### Written problem
Shown below is a listing with pictures; reproduce exactly, and only, the lines between the ones containing "Recreate this image as a component" and "leading-[22px] outline-none placeholder:text-[#bfbfbf]';", inclusive, leaving the pictures out.
▬▬▬▬▬▬▬▬▬▬
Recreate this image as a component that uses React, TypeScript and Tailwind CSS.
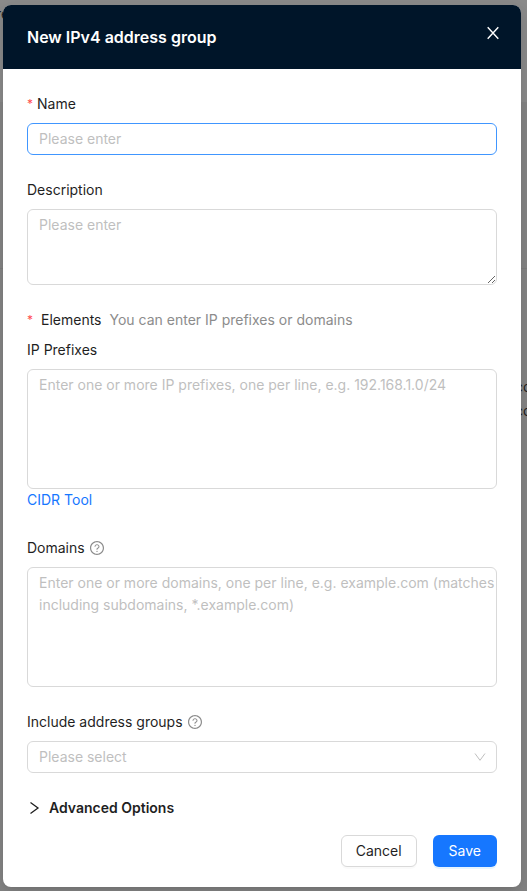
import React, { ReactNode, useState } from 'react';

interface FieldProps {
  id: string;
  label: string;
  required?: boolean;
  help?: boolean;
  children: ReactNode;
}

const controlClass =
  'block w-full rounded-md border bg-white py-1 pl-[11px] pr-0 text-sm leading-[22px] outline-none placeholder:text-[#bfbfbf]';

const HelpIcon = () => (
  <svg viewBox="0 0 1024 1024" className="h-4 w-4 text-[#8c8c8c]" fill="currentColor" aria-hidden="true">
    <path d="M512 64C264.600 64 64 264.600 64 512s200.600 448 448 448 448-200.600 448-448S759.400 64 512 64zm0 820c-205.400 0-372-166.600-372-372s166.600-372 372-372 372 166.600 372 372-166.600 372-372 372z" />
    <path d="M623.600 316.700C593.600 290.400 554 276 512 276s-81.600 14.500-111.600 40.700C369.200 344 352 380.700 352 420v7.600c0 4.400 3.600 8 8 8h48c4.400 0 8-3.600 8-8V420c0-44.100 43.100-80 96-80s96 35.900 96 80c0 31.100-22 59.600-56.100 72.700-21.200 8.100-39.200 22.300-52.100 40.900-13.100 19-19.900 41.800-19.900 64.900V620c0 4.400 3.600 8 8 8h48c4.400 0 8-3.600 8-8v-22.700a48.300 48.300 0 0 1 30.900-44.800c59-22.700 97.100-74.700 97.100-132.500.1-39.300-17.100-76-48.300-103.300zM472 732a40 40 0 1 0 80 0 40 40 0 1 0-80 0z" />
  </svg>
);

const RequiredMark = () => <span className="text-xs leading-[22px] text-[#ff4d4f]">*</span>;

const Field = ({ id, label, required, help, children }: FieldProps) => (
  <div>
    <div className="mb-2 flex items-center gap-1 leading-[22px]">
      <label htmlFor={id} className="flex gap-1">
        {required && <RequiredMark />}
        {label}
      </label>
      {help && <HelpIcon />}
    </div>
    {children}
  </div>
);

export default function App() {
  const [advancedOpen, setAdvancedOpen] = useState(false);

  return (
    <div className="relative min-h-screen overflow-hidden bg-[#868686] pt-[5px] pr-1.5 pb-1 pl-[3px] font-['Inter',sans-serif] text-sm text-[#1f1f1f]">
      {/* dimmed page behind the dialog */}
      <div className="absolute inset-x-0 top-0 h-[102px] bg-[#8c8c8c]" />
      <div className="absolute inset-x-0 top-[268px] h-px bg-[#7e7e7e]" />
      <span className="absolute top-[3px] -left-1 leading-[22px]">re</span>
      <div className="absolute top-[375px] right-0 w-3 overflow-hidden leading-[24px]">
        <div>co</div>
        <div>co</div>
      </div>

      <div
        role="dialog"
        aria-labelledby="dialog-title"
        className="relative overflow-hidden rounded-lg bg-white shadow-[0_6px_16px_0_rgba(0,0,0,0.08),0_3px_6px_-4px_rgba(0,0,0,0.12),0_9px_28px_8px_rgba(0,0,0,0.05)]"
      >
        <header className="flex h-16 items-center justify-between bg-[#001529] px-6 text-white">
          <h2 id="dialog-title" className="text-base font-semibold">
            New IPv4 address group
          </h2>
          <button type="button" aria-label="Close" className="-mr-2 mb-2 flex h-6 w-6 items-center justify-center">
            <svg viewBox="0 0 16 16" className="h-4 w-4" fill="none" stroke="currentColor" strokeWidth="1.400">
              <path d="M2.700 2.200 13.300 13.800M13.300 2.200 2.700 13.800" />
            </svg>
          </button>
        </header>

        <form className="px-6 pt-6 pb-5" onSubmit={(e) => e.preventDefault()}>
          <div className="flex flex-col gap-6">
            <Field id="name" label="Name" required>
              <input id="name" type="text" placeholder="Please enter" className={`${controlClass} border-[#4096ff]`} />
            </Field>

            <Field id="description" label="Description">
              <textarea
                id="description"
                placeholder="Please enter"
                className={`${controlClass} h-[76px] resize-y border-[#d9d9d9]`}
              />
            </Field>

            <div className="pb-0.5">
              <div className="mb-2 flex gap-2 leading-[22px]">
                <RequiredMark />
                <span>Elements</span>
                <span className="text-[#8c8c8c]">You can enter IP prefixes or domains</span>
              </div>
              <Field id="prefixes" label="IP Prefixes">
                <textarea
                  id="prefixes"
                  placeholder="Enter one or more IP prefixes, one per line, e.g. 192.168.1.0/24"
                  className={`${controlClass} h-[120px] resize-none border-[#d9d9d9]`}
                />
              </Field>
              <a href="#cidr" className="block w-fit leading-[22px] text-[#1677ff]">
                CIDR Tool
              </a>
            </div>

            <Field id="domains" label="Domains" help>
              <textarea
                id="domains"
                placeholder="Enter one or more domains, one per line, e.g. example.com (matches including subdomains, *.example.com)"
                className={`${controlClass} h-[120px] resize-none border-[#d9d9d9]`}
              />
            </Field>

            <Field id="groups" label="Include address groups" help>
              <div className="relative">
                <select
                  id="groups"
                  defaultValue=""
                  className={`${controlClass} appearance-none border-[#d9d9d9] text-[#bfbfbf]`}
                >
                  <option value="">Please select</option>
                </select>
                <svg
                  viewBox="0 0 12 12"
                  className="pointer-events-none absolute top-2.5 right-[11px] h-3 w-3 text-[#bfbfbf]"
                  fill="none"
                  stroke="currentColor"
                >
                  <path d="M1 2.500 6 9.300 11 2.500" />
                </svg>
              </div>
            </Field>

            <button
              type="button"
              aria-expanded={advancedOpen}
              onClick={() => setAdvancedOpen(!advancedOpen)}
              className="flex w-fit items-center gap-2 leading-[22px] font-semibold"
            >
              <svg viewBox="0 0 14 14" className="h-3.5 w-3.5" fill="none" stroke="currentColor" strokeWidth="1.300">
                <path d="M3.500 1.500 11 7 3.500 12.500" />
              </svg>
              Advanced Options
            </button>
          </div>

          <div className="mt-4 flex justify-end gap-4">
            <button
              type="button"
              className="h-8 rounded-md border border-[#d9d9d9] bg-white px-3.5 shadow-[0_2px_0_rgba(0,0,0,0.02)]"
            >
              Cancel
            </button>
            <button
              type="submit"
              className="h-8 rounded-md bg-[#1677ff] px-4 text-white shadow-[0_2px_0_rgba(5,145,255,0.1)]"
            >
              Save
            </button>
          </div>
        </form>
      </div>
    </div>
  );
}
▬▬▬▬▬▬▬▬▬▬
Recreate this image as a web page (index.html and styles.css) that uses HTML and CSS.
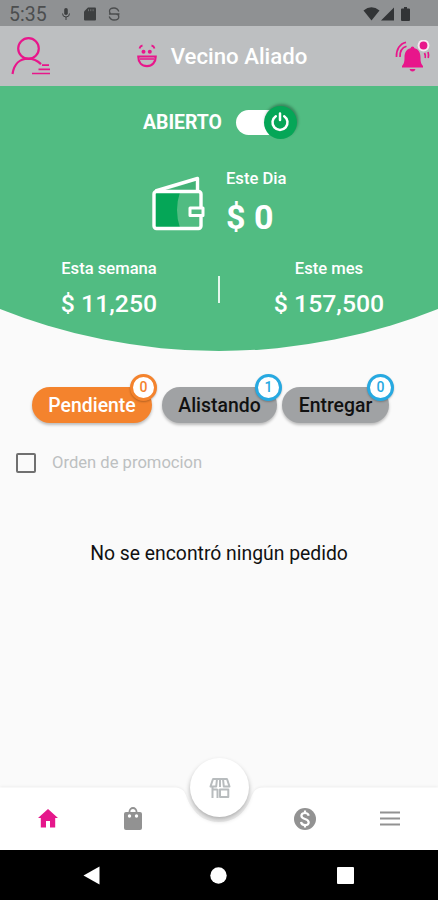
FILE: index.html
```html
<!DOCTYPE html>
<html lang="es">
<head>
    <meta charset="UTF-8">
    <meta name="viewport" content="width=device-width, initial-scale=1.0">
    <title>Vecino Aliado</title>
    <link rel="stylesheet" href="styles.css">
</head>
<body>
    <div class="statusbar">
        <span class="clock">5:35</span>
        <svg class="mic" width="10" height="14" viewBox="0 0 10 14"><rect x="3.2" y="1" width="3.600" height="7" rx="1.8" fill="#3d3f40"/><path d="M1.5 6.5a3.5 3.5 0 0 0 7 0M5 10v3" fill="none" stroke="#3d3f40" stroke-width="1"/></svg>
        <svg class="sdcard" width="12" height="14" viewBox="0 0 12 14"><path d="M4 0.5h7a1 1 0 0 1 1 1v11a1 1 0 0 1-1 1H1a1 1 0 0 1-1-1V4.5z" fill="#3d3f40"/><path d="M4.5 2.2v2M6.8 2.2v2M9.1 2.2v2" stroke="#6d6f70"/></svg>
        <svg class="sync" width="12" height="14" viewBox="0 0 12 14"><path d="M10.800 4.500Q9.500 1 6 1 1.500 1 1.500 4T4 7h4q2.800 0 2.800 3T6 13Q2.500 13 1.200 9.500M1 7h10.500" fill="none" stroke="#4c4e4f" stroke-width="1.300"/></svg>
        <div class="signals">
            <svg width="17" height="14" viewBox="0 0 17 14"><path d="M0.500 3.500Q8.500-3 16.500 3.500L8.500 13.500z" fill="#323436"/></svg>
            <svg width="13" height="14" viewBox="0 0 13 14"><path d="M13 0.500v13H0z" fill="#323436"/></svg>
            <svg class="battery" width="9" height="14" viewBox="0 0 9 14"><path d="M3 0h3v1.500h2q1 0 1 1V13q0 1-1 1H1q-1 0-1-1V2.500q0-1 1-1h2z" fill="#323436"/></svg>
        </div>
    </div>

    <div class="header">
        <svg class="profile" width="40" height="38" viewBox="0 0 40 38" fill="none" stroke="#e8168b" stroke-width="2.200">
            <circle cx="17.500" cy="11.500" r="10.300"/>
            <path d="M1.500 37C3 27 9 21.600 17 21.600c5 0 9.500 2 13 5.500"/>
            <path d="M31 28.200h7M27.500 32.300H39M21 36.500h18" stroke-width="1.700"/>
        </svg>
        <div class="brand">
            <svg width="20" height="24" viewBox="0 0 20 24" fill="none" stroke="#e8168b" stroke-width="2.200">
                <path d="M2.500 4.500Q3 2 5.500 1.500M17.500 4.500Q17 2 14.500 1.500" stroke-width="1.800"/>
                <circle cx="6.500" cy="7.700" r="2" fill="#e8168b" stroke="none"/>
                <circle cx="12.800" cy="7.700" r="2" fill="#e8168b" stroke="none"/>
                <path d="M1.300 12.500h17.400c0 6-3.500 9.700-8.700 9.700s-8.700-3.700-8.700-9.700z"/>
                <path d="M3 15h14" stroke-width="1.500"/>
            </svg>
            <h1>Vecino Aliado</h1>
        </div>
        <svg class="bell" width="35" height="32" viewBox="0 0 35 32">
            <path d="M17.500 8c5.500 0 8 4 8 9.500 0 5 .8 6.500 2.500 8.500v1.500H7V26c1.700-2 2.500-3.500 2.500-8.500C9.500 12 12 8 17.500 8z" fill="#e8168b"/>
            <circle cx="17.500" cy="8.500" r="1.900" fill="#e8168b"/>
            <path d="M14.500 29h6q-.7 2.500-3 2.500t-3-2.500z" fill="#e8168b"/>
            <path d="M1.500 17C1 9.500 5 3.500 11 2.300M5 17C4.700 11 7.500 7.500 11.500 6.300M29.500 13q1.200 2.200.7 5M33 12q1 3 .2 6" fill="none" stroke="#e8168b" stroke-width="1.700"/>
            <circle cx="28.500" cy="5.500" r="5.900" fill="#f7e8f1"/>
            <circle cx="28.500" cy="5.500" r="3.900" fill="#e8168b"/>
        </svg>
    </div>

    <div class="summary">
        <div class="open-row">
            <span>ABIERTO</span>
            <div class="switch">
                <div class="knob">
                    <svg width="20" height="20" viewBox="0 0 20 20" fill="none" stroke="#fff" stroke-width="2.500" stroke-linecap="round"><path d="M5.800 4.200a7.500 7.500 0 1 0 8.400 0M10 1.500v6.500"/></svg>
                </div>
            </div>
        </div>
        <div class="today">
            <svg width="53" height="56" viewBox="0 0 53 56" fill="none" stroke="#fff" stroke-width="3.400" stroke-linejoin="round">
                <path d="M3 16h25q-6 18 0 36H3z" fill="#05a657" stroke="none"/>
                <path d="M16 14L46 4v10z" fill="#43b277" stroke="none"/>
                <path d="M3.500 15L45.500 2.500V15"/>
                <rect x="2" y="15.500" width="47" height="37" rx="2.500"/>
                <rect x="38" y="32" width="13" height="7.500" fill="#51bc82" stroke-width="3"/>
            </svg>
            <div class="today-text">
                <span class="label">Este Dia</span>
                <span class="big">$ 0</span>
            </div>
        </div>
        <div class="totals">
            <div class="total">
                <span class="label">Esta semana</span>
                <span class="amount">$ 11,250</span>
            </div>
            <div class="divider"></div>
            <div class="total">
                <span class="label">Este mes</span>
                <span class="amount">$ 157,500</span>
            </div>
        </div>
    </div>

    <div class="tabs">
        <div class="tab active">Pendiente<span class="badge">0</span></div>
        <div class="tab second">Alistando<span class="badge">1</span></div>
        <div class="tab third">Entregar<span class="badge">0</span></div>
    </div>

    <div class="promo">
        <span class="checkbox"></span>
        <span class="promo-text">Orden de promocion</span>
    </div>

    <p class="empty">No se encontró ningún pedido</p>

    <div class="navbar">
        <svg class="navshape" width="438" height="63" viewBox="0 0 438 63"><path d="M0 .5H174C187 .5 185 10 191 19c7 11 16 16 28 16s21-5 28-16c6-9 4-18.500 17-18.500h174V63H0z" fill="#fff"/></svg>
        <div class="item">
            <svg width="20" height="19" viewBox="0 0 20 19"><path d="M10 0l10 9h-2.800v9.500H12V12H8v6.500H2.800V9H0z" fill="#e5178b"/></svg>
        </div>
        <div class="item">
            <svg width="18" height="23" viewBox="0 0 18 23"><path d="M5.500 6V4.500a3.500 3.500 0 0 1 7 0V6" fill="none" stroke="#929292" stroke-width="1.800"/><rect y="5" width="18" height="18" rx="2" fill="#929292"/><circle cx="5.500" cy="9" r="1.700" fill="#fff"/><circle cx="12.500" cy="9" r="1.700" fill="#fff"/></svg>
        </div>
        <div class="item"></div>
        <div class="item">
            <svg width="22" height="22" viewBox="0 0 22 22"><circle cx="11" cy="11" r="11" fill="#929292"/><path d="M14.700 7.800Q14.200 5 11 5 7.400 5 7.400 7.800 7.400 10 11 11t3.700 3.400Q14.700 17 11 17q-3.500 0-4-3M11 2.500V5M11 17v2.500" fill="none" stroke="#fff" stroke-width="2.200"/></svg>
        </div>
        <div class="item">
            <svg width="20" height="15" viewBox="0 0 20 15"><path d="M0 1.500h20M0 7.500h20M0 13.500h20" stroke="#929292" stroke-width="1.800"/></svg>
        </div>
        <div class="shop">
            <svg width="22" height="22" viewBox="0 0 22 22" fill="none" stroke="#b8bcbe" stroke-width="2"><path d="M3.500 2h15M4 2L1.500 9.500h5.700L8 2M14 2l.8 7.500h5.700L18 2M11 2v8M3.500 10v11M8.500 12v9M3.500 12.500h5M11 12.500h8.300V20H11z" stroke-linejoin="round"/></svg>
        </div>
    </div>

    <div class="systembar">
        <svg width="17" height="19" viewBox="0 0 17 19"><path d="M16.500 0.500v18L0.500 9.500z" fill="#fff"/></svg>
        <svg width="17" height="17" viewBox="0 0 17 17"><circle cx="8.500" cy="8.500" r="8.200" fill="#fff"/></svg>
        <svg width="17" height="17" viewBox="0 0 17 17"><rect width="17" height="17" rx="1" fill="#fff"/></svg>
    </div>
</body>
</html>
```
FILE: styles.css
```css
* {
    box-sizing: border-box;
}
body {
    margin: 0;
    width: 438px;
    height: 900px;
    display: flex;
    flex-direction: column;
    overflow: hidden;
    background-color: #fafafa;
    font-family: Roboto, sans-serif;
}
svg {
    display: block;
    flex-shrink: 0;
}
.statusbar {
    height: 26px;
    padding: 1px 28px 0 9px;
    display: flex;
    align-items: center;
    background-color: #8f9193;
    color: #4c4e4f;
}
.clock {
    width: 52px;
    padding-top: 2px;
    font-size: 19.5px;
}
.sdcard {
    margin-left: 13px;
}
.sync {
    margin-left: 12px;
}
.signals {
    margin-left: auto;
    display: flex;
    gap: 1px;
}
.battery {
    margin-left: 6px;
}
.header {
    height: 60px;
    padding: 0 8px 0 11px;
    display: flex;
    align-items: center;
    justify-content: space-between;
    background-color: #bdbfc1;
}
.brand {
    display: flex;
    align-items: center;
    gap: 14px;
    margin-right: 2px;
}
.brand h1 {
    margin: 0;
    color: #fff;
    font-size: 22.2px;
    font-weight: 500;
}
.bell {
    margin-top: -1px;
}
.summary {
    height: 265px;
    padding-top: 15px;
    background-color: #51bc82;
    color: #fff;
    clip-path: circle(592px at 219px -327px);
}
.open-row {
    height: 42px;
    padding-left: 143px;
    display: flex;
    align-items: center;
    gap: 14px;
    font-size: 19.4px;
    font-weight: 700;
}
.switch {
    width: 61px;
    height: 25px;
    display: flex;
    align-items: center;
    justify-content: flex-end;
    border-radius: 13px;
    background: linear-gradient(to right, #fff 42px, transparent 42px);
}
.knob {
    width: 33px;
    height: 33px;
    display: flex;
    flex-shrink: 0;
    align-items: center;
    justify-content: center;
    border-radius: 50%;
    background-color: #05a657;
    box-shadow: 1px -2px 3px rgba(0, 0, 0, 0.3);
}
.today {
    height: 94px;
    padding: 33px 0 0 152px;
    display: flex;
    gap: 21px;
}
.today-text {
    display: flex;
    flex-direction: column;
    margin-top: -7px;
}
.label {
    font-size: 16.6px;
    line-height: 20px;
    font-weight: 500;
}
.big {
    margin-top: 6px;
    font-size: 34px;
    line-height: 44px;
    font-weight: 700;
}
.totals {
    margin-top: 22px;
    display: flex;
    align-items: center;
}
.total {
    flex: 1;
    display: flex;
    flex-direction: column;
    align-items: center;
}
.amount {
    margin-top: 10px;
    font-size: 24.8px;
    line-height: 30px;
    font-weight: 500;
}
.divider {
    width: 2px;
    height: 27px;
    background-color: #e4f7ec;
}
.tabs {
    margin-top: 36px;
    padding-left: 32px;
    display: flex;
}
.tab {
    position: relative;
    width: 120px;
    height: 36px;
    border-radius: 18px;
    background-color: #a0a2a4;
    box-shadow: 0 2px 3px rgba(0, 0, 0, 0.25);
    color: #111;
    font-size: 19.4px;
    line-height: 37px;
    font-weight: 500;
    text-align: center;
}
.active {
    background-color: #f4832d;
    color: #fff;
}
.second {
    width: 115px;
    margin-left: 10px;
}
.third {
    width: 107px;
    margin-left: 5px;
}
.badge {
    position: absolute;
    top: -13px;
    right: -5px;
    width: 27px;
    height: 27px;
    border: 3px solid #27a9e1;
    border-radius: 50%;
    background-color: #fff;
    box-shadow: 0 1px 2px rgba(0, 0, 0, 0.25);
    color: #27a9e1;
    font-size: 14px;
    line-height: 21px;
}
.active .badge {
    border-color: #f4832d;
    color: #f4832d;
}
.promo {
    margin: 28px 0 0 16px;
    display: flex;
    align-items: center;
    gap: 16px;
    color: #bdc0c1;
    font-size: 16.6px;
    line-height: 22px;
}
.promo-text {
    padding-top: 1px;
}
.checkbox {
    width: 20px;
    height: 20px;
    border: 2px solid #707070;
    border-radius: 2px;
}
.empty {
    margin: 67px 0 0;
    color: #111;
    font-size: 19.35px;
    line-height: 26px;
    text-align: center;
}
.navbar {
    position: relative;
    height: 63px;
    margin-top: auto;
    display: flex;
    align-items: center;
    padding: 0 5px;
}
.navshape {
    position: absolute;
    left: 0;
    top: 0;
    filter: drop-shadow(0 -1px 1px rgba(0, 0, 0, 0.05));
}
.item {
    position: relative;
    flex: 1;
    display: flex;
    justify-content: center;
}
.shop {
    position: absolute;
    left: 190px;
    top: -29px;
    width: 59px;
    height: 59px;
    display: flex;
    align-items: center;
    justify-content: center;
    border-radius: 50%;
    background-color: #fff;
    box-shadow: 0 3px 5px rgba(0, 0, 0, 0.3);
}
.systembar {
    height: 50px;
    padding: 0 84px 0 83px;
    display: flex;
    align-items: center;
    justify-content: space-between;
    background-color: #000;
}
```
▬▬▬▬▬▬▬▬▬▬
### Response below
Recreate this image as a component that uses React, TypeScript and Tailwind CSS.
import React, { ReactNode, useState } from 'react';

interface FieldProps {
  id: string;
  label: string;
  required?: boolean;
  help?: boolean;
  children: ReactNode;
}

const controlClass =
  'block w-full rounded-md border bg-white py-1 pl-[11px] pr-0 text-sm leading-[22px] outline-none placeholder:text-[#bfbfbf]';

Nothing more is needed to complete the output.